Ville Kansanen  // The Procession of Spectres



The Procession of Spectres

“...the permanent-seeming self is actually an endless procession of disjointed moments.”
- Jonah Lehrer, Proust was a Neuroscientist

The Procession of Spectres engages with vast landscapes to examine the fragmentary nature of the
human condition and the emergence of self.

The images are from a period where I experienced an awakening from a psychological
disappearance due to a long period of depression. I had forgotten the very basics of who I was,
which was reinforced by a strong sense of isolation. Instead of becoming emotionally paralyzed I
was able to transform the experience into an investigation into the transitional nature of the
experiential self. My interest in neuroscience — particularly theories on the self, the mind and
consciousness — strongly informed my approach.

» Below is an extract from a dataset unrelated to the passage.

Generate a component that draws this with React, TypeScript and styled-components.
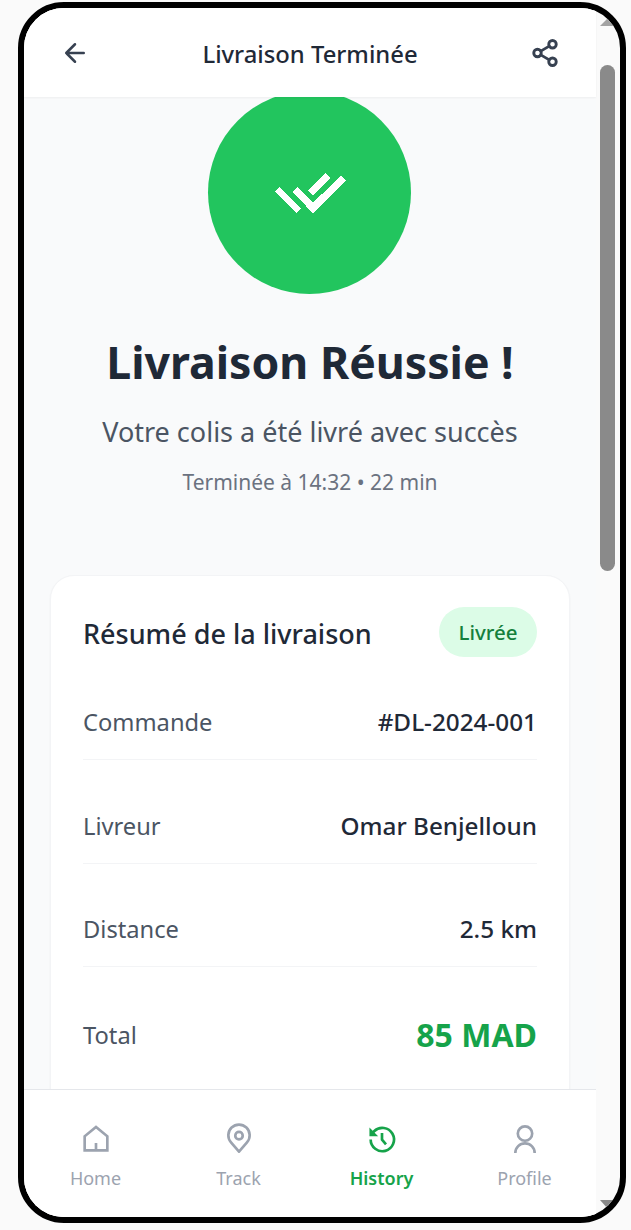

I think of the photograph as a liminal space for consciousness, natural evolution and emotions — an
inscape* in an infinite state of transformation.

*Inscape is a concept derived by Gerard Manley Hopkins from the ideas of the medieval philosopher
Duns Scotus . Hopkins felt that everything in the universe was characterized by what he called inscape,
the distinctive design that constitutes a dynamic individual identity . For Roberto Matta , 20th century
Chilean surrealist , inscape meant expressing internal experiences within landscape.